Reflective Prompt Tuning boosts LLM reasoning 12.9 points without retraining
Researchers propose RPT, a framework that uses LLM function calls to diagnose failure patterns and revise prompts iteratively, improving reasoning task performance by up to 12.9 points without parameter updates.

Reflective Prompt Tuning (RPT) is a prompt optimization framework that automates the trial-and-error work of prompt engineering by treating an LLM as both optimizer and diagnostic engine. Instead of searching over candidate prompts or running fixed critique loops on individual examples, RPT calls a diagnostic function that evaluates the target model across an entire optimization set, identifies recurring failure modes, and returns a structured report. The optimizer LLM reads that report—plus a memory of prior diagnostic cycles—and revises the prompt for the next iteration, mimicking how a human prompt engineer would debug systematically.

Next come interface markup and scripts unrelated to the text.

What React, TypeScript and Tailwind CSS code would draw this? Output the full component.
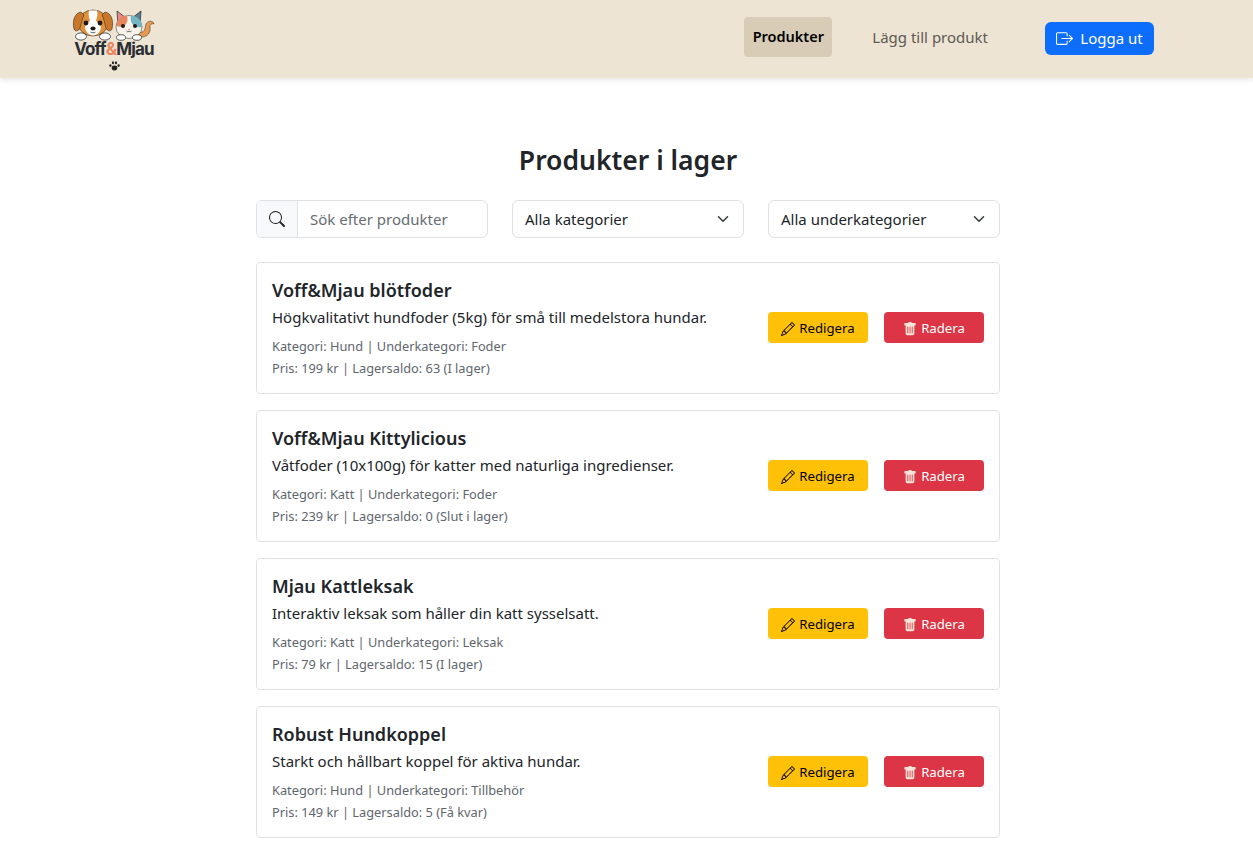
import { BsBoxArrowRight, BsPencil, BsSearch, BsTrashFill } from "react-icons/bs";
import { ChevronDown } from "lucide-react";

interface Product {
  name: string;
  description: string;
  category: string;
  sub: string;
  price: number;
  stock: number;
  status: string;
}

const products: Product[] = [
  { name: "Voff&Mjau blötfoder", description: "Högkvalitativt hundfoder (5kg) för små till medelstora hundar.", category: "Hund", sub: "Foder", price: 199, stock: 63, status: "I lager" },
  { name: "Voff&Mjau Kittylicious", description: "Våtfoder (10x100g) för katter med naturliga ingredienser.", category: "Katt", sub: "Foder", price: 239, stock: 0, status: "Slut i lager" },
  { name: "Mjau Kattleksak", description: "Interaktiv leksak som håller din katt sysselsatt.", category: "Katt", sub: "Leksak", price: 79, stock: 15, status: "I lager" },
  { name: "Robust Hundkoppel", description: "Starkt och hållbart koppel för aktiva hundar.", category: "Hund", sub: "Tillbehör", price: 149, stock: 5, status: "Få kvar" },
];

const Logo = () => (
  <div className="flex flex-col items-center w-[84px] mt-[2px]">
    <svg width="84" height="32" viewBox="0 0 84 32">
      {/* dog */}
      <ellipse cx="21" cy="14" rx="15" ry="13" fill="#e0913c" stroke="#3b2a1c" strokeWidth="0.6" />
      <path d="M17 1.500h8c1 4 0 7-1 10l5 6c0 5-4 9-8 9s-8-4-8-9l5-6c-1-3-2-6-1-10z" fill="#fff" />
      <path d="M9 3C3 4 0 11 2 20c1 3 5 2 6-1 1-4 2-9 4-13z" fill="#c9772a" stroke="#3b2a1c" strokeWidth="0.6" />
      <path d="M33 3c6 1 9 8 7 17-1 3-5 2-6-1-1-4-2-9-4-13z" fill="#c9772a" stroke="#3b2a1c" strokeWidth="0.6" />
      <circle cx="14" cy="14" r="2.400" fill="#1f1a17" />
      <circle cx="28" cy="14" r="2.400" fill="#1f1a17" />
      <ellipse cx="21" cy="19.500" rx="2.600" ry="1.900" fill="#1f1a17" />
      <path d="M18.500 23c1.500 1 3.500 1 5 0" fill="none" stroke="#1f1a17" strokeWidth="0.7" />
      <ellipse cx="9" cy="27.500" rx="5.500" ry="3.600" fill="#fff" stroke="#333" strokeWidth="0.8" />
      <ellipse cx="33" cy="27.500" rx="5.500" ry="3.600" fill="#fff" stroke="#333" strokeWidth="0.8" />
      {/* cat */}
      <path d="M64 27c9 3 15-1 14-9-.3-2 1.500-4 4-3-.5-4-8-4-8.500 2-.3 5-3 8-9.500 6z" fill="#e59a52" stroke="#3b2a1c" strokeWidth="0.5" />
      <path d="M45 2l9 7-8 6z" fill="#ee8b90" stroke="#333" strokeWidth="0.8" />
      <path d="M69 2l-9 7 8 6z" fill="#5a7f8d" stroke="#333" strokeWidth="0.8" />
      <ellipse cx="57" cy="18" rx="13" ry="11.500" fill="#f7f3ea" stroke="#444" strokeWidth="0.6" />
      <path d="M44.500 17c0-5 4-10 10-10.500 2 3 1 8-2 10-2 1.500-5 1.500-8 .5z" fill="#e8875f" />
      <path d="M59 6.500c6 0 11 5 11 11.500-4 1-9-.5-10.500-4.500-1-2.500-1-4.500-.5-7z" fill="#74b6c6" />
      <circle cx="51" cy="17" r="2" fill="#1f1a17" />
      <circle cx="63" cy="17" r="2" fill="#1f1a17" />
      <path d="M56 20h2l-1 1.200z" fill="#d9536a" />
      <path d="M54.500 22c1.200 1.200 2 1 2.500 0 .5 1 1.300 1.200 2.500 0" fill="none" stroke="#222" strokeWidth="0.7" />
      <ellipse cx="49" cy="28.500" rx="4.500" ry="2.800" fill="#fff" stroke="#333" strokeWidth="0.8" />
      <ellipse cx="65" cy="28.500" rx="4.500" ry="2.800" fill="#fff" stroke="#333" strokeWidth="0.8" />
    </svg>
    <div className="-mt-[2px] text-[17px] leading-[20px] font-bold tracking-[-0.85px] text-[#2b2f33] font-['Inter',sans-serif] whitespace-nowrap">
      Voff<span className="text-[#e8875f]">&amp;</span>Mjau
    </div>
    <svg className="mt-[2px]" width="11" height="10" viewBox="0 0 11 10" fill="#222">
      <ellipse cx="5.500" cy="7" rx="2.800" ry="2.400" />
      <ellipse cx="1.400" cy="4.600" rx="1.100" ry="1.400" />
      <ellipse cx="4" cy="1.800" rx="1.100" ry="1.500" />
      <ellipse cx="7" cy="1.800" rx="1.100" ry="1.500" />
      <ellipse cx="9.600" cy="4.600" rx="1.100" ry="1.400" />
    </svg>
  </div>
);

const Select = ({ label }: { label: string }) => (
  <div className="h-[38px] flex items-center justify-between border border-[#dee2e6] rounded-md pl-3 pr-[11px] text-[#212529]">
    <span>{label}</span>
    <ChevronDown size={18} strokeWidth={2} className="text-[#343a40]" />
  </div>
);

const Card = ({ p }: { p: Product }) => (
  <div className="h-[132px] flex items-center justify-between border border-[#dee2e6] rounded-[4px] px-[15px]">
    <div>
      <h3 className="text-[18px] leading-6 font-semibold text-[#212529] mt-[1px]">{p.name}</h3>
      <p className="mt-[3px] leading-6 text-[#212529]">{p.description}</p>
      <p className="mt-[6px] text-[12.8px] leading-[22px] text-[#5f666d]">
        Kategori: {p.category} | Underkategori: {p.sub}
        <br />
        Pris: {p.price} kr | Lagersaldo: {p.stock} ({p.status})
      </p>
    </div>
    <div className="flex gap-4 mb-px">
      <button className="w-[100px] h-[31px] pt-[2px] flex items-center justify-center gap-1 rounded bg-[#ffc107] text-[13.2px] text-black">
        <BsPencil size={14} />
        Redigera
      </button>
      <button className="w-[100px] h-[31px] pt-[2px] flex items-center justify-center gap-1 rounded bg-[#dc3545] text-[13.2px] text-white">
        <BsTrashFill size={14} className="text-[#fde4d8]" />
        Radera
      </button>
    </div>
  </div>
);

export default function App() {
  return (
    <div className="min-h-screen bg-white font-['Noto_Sans',sans-serif] text-[15px]">
      <header className="h-[78px] bg-[#ede4d3] shadow-[0_2px_5px_rgba(0,0,0,0.1)]">
        <div className="h-full flex items-center justify-between pl-[72px] pr-[99px]">
          <Logo />
          <nav className="flex items-center mb-[4px]">
            <a className="h-10 w-[88px] flex items-center justify-center rounded bg-[#d9ccb6] text-[14.5px] font-semibold text-black">Produkter</a>
            <a className="ml-[40px] text-[#5c5a55]">Lägg till produkt</a>
            <button className="ml-[57px] mt-[3px] w-[109px] h-[33px] flex items-center justify-center gap-[7px] rounded-md bg-[#0d6efd] text-white">
              <BsBoxArrowRight size={17} />
              Logga ut
            </button>
          </nav>
        </div>
      </header>

      <main className="w-[744px] ml-[256px] pt-[64px]">
        <h1 className="text-center text-[26.500px] leading-9 font-semibold text-[#212529]">Produkter i lager</h1>
        <div className="mt-[22px] grid grid-cols-3 gap-6">
          <div className="h-[38px] flex border border-[#dee2e6] rounded-md overflow-hidden">
            <div className="w-[41px] flex items-center justify-center bg-[#f8f9fa] border-r border-[#dee2e6] text-[#212529]">
              <BsSearch size={16} />
            </div>
            <div className="flex items-center pl-3 text-[#666d74]">Sök efter produkter</div>
          </div>
          <Select label="Alla kategorier" />
          <Select label="Alla underkategorier" />
        </div>
        <div className="mt-6 flex flex-col gap-4">
          {products.map((p) => (
            <Card key={p.name} p={p} />
          ))}
        </div>
      </main>
    </div>
  );
}
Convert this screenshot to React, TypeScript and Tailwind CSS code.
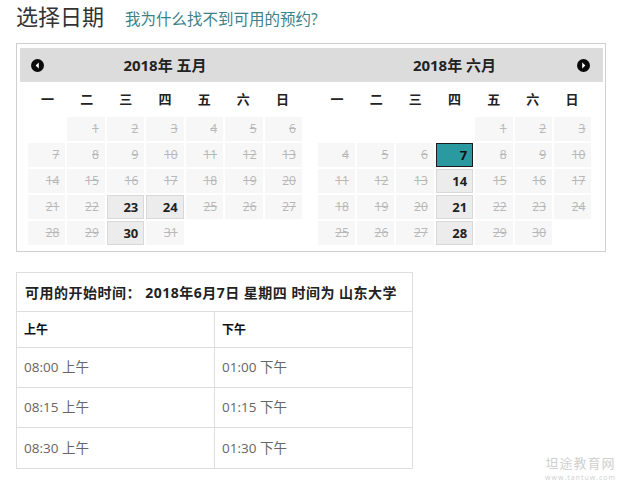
import React from "react";

type Cell = { d: number | null; s: "off" | "on" | "sel" | "none" };

function buildMonth(lead: number, days: number, on: number[], sel: number | null): Cell[] {
  const cells: Cell[] = [];
  for (let i = 0; i < lead; i++) cells.push({ d: null, s: "none" });
  for (let d = 1; d <= days; d++) {
    cells.push({ d, s: d === sel ? "sel" : on.includes(d) ? "on" : "off" });
  }
  while (cells.length % 7 !== 0) cells.push({ d: null, s: "none" });
  return cells;
}

const may = buildMonth(1, 31, [23, 24, 30], null);
const june = buildMonth(4, 30, [14, 21, 28], 7);
const dayNames = ["一", "二", "三", "四", "五", "六", "日"];

function Arrow({ dir }: { dir: "l" | "r" }) {
  return (
    <svg width="13" height="13" viewBox="0 0 13 13">
      <circle cx="6.5" cy="6.5" r="6.5" fill="#0a0a0a" />
      {dir === "l" ? (
        <polygon points="7.8,3.6 4.6,6.5 7.8,9.4" fill="#fff" />
      ) : (
        <polygon points="5.2,3.6 8.4,6.5 5.2,9.4" fill="#fff" />
      )}
    </svg>
  );
}

function MonthGrid({ cells, right }: { cells: Cell[]; right?: boolean }) {
  return (
    <div className={`${right ? "ml-[6px]" : "ml-[8px]"} w-[274px]`}>
      <div className="grid grid-cols-7 h-[35px] items-center">
        {dayNames.map((n) => (
          <div key={n} className="text-center text-[13px] font-bold text-[#222] pt-[1px]">
            {n}
          </div>
        ))}
      </div>
      <div className="grid grid-cols-7 gap-[2px]">
        {cells.map((c, i) => {
          if (c.s === "none") return <div key={i} className="h-[24px]" />;
          if (c.s === "off")
            return (
              <div
                key={i}
                className="h-[24px] bg-[#f7f7f7] text-right pr-[6px] leading-[24px] text-[12px] text-[#b8b8b8] line-through"
              >
                {c.d}
              </div>
            );
          if (c.s === "on")
            return (
              <div
                key={i}
                className="h-[24px] bg-[#ececec] border border-[#d8d8d8] text-right pr-[5px] leading-[22px] text-[13px] font-bold text-[#222]"
              >
                {c.d}
              </div>
            );
          return (
            <div
              key={i}
              className="h-[24px] bg-[#2b9aa0] border border-[#1a1a1a] text-right pr-[5px] leading-[22px] text-[13px] font-bold text-[#111]"
            >
              {c.d}
            </div>
          );
        })}
      </div>
    </div>
  );
}

export default function App() {
  const rows = [
    ["08:00 上午", "01:00 下午"],
    ["08:15 上午", "01:15 下午"],
    ["08:30 上午", "01:30 下午"],
  ];
  return (
    <div
      className="relative w-[620px] h-[481px] bg-white overflow-hidden text-[#333]"
      style={{ fontFamily: '"Open Sans", "Noto Sans CJK SC", sans-serif' }}
    >
      <div className="h-[43px] flex items-baseline pl-[16px] pt-[1px]">
        <span className="text-[22px] leading-[30px] text-[#333]">选择日期</span>
        <span className="ml-[21px] text-[15.5px] text-[#3b8186]">我为什么找不到可用的预约?</span>
      </div>

      <div className="ml-[16px] w-[590px] border border-[#cfcfcf] pt-[4px] pl-[3px] pr-[2px] pb-[6px]">
        <div className="relative h-[34px] bg-[#dcdcdc] grid grid-cols-2">
          <div className="ml-[8px] w-[274px] flex items-center justify-center text-[15px] font-bold text-[#222]">
            2018年 五月
          </div>
          <div className="ml-[6px] w-[274px] flex items-center justify-center text-[15px] font-bold text-[#222]">
            2018年 六月
          </div>
          <div className="absolute left-[11px] top-[11px]">
            <Arrow dir="l" />
          </div>
          <div className="absolute right-[13px] top-[11px]">
            <Arrow dir="r" />
          </div>
        </div>
        <div className="grid grid-cols-2">
          <MonthGrid cells={may} />
          <MonthGrid cells={june} right />
        </div>
      </div>

      <div className="ml-[16px] mt-[20px] w-[397px] border border-[#dedede]">
        <div className="h-[39px] flex items-center pl-[8px] text-[14px] tracking-[0.5px] font-bold text-[#222] border-b border-[#dedede] whitespace-nowrap">
          可用的开始时间： 2018年6月7日 星期四 时间为 山东大学
        </div>
        <div className="grid grid-cols-[198px_1fr] h-[36px] border-b border-[#dedede] text-[12px] font-bold text-[#111]">
          <div className="flex items-center pl-[7px] border-r border-[#dedede]">上午</div>
          <div className="flex items-center pl-[7px]">下午</div>
        </div>
        {rows.map((r, i) => (
          <div
            key={i}
            className={`grid grid-cols-[198px_1fr] h-[40px] text-[13.5px] text-[#666] ${
              i < rows.length - 1 ? "border-b border-[#dedede]" : ""
            }`}
          >
            <div className="flex items-center pl-[7px] border-r border-[#dedede]">{r[0]}</div>
            <div className="flex items-center pl-[7px]">{r[1]}</div>
          </div>
        ))}
      </div>

      <div className="absolute right-[4px] bottom-[-2px] flex flex-col items-center text-[#cfcfcf]">
        <span className="block h-[19px] text-[13px] leading-[19px] tracking-[1px]">坦途教育网</span>
        <span className="block h-[10px] text-[7px] leading-[10px] tracking-[1px]">www.tantuw.com</span>
      </div>
    </div>
  );
}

Across three reasoning tasks, RPT improves over baseline prompts by up to 12.9 points, with the largest gains on multi-hop and mathematical reasoning. The framework integrates confidence-aware optimization by using calibration signals in diagnostic feedback and final prompt selection, leading to better-calibrated outputs alongside higher accuracy. RPT remains competitive with state-of-the-art automated prompt methods while requiring no parameter updates and preserving inference-time flexibility. The diagnostic-report structure allows the optimizer to make targeted edits—adding constraints, reordering instructions, or clarifying ambiguous phrasing—that align with specific failure patterns surfaced in each cycle.